** begin **
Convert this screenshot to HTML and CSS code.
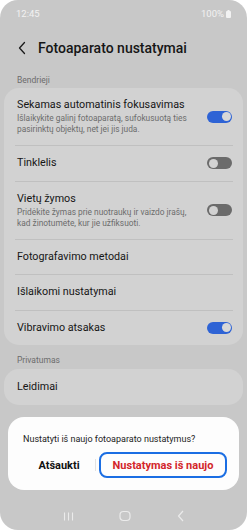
FILE: index.html
```html
<!DOCTYPE html>
<html lang="lt">
<head>
<meta charset="utf-8">
<link rel="stylesheet" href="styles.css">
</head>
<body>
<div class="screen">
  <div class="status">
    <span>12:45</span>
    <span class="bat">100%<svg width="5" height="8" viewBox="0 0 5 8"><rect x="1.5" y="0" width="2" height="1" fill="#f2f2f2"/><rect x="0" y="1" width="5" height="7" rx="1" fill="#f2f2f2"/></svg></span>
  </div>
  <div class="header">
    <svg class="back" width="10" height="14" viewBox="0 0 10 14"><path d="M7.5 1.5 L2.5 7 L7.5 12.5" fill="none" stroke="#1b1b1b" stroke-width="1.3" stroke-linecap="round" stroke-linejoin="round"/></svg>
    <span class="title">Fotoaparato nustatymai</span>
  </div>
  <div class="section">Bendrieji</div>
  <div class="card">
    <div class="row multi">
      <div class="txt">
        <div class="t">Sekamas automatinis fokusavimas</div>
        <div class="s">Išlaikykite galinį fotoaparatą, sufokusuotą ties pasirinktų objektų, net jei jis juda.</div>
      </div>
      <span class="tog on"></span>
    </div>
    <div class="div"></div>
    <div class="row">
      <div class="txt"><div class="t">Tinklelis</div></div>
      <span class="tog"></span>
    </div>
    <div class="div"></div>
    <div class="row multi">
      <div class="txt">
        <div class="t">Vietų žymos</div>
        <div class="s">Pridėkite žymas prie nuotraukų ir vaizdo įrašų, kad žinotumėte, kur jie užfiksuoti.</div>
      </div>
      <span class="tog"></span>
    </div>
    <div class="div"></div>
    <div class="row"><div class="txt"><div class="t">Fotografavimo metodai</div></div></div>
    <div class="div"></div>
    <div class="row"><div class="txt"><div class="t">Išlaikomi nustatymai</div></div></div>
    <div class="div"></div>
    <div class="row">
      <div class="txt"><div class="t">Vibravimo atsakas</div></div>
      <span class="tog on"></span>
    </div>
  </div>
  <div class="section priv">Privatumas</div>
  <div class="card">
    <div class="row last"><div class="txt"><div class="t">Leidimai</div></div></div>
  </div>
  <div class="dialog">
    <div class="q">Nustatyti iš naujo fotoaparato nustatymus?</div>
    <div class="btns">
      <span class="cancel">Atšaukti</span>
      <span class="sep"></span>
      <span class="reset">Nustatymas iš naujo</span>
    </div>
  </div>
  <div class="nav">
    <svg width="11" height="9" viewBox="0 0 11 9"><path d="M1.5 0.5V8.5M5.5 0.5V8.5M9.5 0.5V8.5" stroke="#ebebeb" stroke-width="1.1"/></svg>
    <svg width="12" height="12" viewBox="0 0 12 12"><rect x="1" y="1.5" width="10" height="9" rx="3.5" fill="none" stroke="#ebebeb" stroke-width="1.2"/></svg>
    <svg width="8" height="12" viewBox="0 0 8 12"><path d="M6 1 L1.5 6 L6 11" fill="none" stroke="#ebebeb" stroke-width="1.2"/></svg>
  </div>
</div>
</body>
</html>
```
FILE: styles.css
```css
* { box-sizing: border-box; }
html, body { margin: 0; padding: 0; background: #ffffff; }
body { width: 247px; height: 530px; overflow: hidden; font-family: Roboto, "Noto Sans", sans-serif; }
.screen {
  width: 247px; height: 530px; background: #c8c8c8; border-radius: 18px;
  overflow: hidden; display: flex; flex-direction: column; padding: 0 4px;
}
.status {
  flex: none; height: 27px; display: flex; justify-content: space-between; align-items: center;
  color: #f2f2f2; font-size: 9.5px; padding: 0 12px 0 12px;
}
.bat { display: flex; align-items: center; gap: 2px; }
.header { flex: none; height: 42px; display: flex; align-items: center; padding-left: 13px; gap: 11px; }
.back { margin-top: -1px; }
.title { font-size: 14px; font-weight: 500; color: #161616; }
.section { flex: none; font-size: 8.5px; color: #6c6c6c; padding: 6px 13px 0; height: 19px; }
.section.priv { height: 24px; padding-top: 10px; }
.card { flex: none; background: #d2d2d2; border-radius: 15px; padding: 0 11px 0 13px; }
.row { display: flex; align-items: center; min-height: 34.5px; gap: 12px; }
.row.last { min-height: 36px; }
.row.multi { padding: 10px 0 10px; }
.txt { flex: 1; min-width: 0; }
.t { font-size: 10.75px; color: #161616; line-height: 14px; }
.s { font-size: 8.35px; color: #6c6c6c; line-height: 11px; margin-top: 1px; }
.div { height: 1px; background: #c0c0c0; margin: 0 -1px 0 -2px; }
.tog {
  flex: none; width: 25px; height: 12px; border-radius: 6px; background: #6b6b6b; position: relative;
}
.tog::after {
  content: ""; position: absolute; left: 1.5px; top: 1.5px; width: 9px; height: 9px; border-radius: 50%;
  background: #d2d2d2;
}
.tog.on { background: #2e63d5; }
.tog.on::after { left: auto; right: 1.5px; background: #d8d8d8; }
.dialog {
  flex: none; margin: 12px 4px 0; background: #fdfdfd; border-radius: 16px; padding: 17px 12px 12px 15px; height: 73px;
}
.q { font-size: 9px; color: #222; line-height: 11px; }
.btns { display: flex; align-items: center; margin-top: 7px; }
.cancel { width: 72px; text-align: center; font-size: 11px; font-weight: 700; color: #111; }
.sep { width: 1px; height: 12px; background: #e2e2e2; margin: 0 3px 0 0; }
.reset {
  flex: none; width: 128px; height: 26px; border: 2px solid #1b6ee3; border-radius: 8px;
  display: flex; align-items: center; justify-content: center;
  font-size: 11px; font-weight: 700; color: #d3262a;
}
.nav { flex: 1; display: flex; justify-content: space-around; align-items: center; padding: 12px 35px 0 36px; }
```
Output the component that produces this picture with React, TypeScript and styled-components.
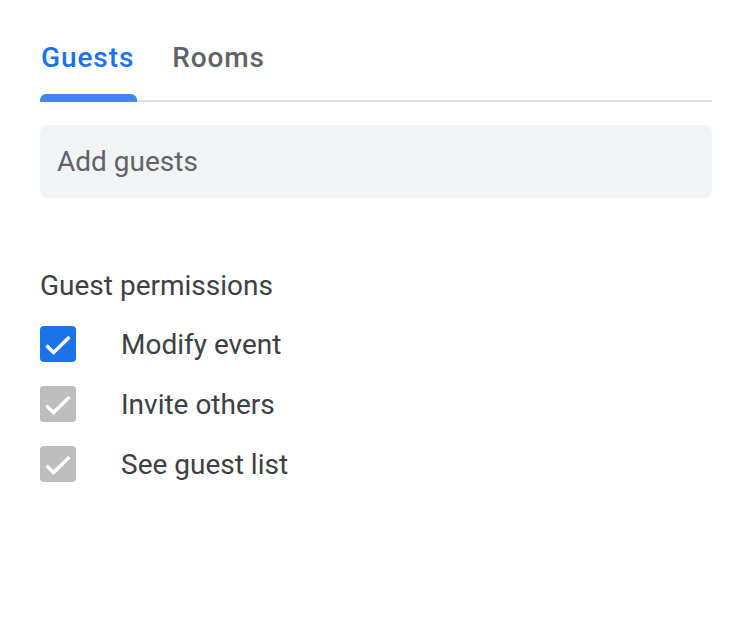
import React from "react";
import styled, { createGlobalStyle } from "styled-components";

const Global = createGlobalStyle`
  html, body { margin: 0; padding: 0; background: #ffffff; }
  body { font-family: Roboto, "Noto Sans", Arial, sans-serif; }
`;

const Page = styled.div`
  width: 740px;
  height: 620px;
  box-sizing: border-box;
  padding: 41px 28px 0 40px;
  display: flex;
  flex-direction: column;
`;

const TabBar = styled.div`
  display: flex;
  gap: 36px;
  border-bottom: 2px solid #e0e0e0;
`;

const Tab = styled.div<{ $active?: boolean }>`
  position: relative;
  padding: 0 1px 26px;
  font-size: 28px;
  line-height: 33px;
  font-weight: 500;
  letter-spacing: 0.9px;
  color: ${(p) => (p.$active ? "#1a73e8" : "#5f6368")};
  &::after {
    content: "";
    display: ${(p) => (p.$active ? "block" : "none")};
    position: absolute;
    left: 0;
    right: -2px;
    bottom: -2px;
    height: 8px;
    background: #4285f4;
    border-radius: 6px 6px 0 0;
  }
`;

const Input = styled.div`
  margin-top: 23px;
  height: 73px;
  background: #f1f3f4;
  border-radius: 8px;
  display: flex;
  align-items: center;
  padding-left: 17px;
  font-size: 28px;
  color: #5f6368;
`;

const SectionTitle = styled.div`
  margin-top: 71px;
  font-size: 28px;
  line-height: 33px;
  color: #3c4043;
`;

const List = styled.div`
  margin-top: 24px;
  display: flex;
  flex-direction: column;
  gap: 24px;
`;

const Row = styled.div`
  display: flex;
  align-items: center;
  gap: 45px;
  font-size: 28px;
  line-height: 33px;
  color: #3c4043;
`;

const Box = styled.div<{ $on?: boolean }>`
  width: 36px;
  height: 36px;
  border-radius: 4px;
  background: ${(p) => (p.$on ? "#1a73e8" : "#bdbdbd")};
  display: flex;
  align-items: center;
  justify-content: center;
`;

const Check = () => (
  <svg width="36" height="36" viewBox="0 0 36 36">
    <path d="M6.5 19.5l7 7L29.5 11" fill="none" stroke="#fff" strokeWidth="3.4" />
  </svg>
);

const items = [
  { label: "Modify event", on: true },
  { label: "Invite others", on: false },
  { label: "See guest list", on: false },
];

export default function App() {
  return (
    <>
      <Global />
      <Page>
        <TabBar>
          <Tab $active>Guests</Tab>
          <Tab>Rooms</Tab>
        </TabBar>
        <Input>Add guests</Input>
        <SectionTitle>Guest permissions</SectionTitle>
        <List>
          {items.map((it) => (
            <Row key={it.label}>
              <Box $on={it.on}>
                <Check />
              </Box>
              {it.label}
            </Row>
          ))}
        </List>
      </Page>
    </>
  );
}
** end **
To do | Go through the entries and return each line where the word "components" appears.

The reply |
Output the component that produces this picture with React, TypeScript and styled-components.
import styled, { createGlobalStyle } from "styled-components";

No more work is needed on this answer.